Dengan cara berpikir demikian, maka kaos bisa saja mendapatkan penilaian yang berbeda. Kaos telah mengalami pergeseran makna dan estetika. Sering kali, dengan menggunakan kaos oblong, usia tak lagi terdeteksi secara nyata karena hilangnya keformalan yang saklek.

Bahkan di beberapa peradaban modern dan seni di berbagai negara. Kaos dianggap sebagai media untuk think differently, yang mana terdapat upaya untuk mengungkapkan pikiran melalui kaos – seperti elakukan perlawanan melalui kaos.

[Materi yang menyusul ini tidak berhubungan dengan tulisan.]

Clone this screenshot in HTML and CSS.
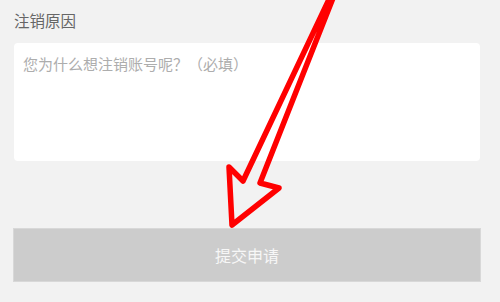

Di AS, teknik pewarnaan kaos oblong atau kaos polos erat dikaitkan dengan budaya tandingan yang muncul di tahun 60-an. Motif warna tidak beraturan pada kaos adalah lambang penolakan masyarakat Amerika ketika itu terhadap norma-norma sosial yang ketat yang diberlakukan pada tahun 50-an.

Mereka menolak tindak kekerasan, kapitalisme, materialisme, dan keseragaman yang ada. Budaya hippie yang terkenal di AS pun membuat motif ini untuk mengungkapkan cinta dan kasih sayang yang belum ditemukan dalam kehidupan ketika itu.

Hippie tersebut merupakan suatu kultur penikmat musik psychedelic rock yang kurang diterima dalam masyarakat. Selain itu, kaum hippies juga terkenal dengan orang-orangnya yang gemar mengonsumsi narkoba.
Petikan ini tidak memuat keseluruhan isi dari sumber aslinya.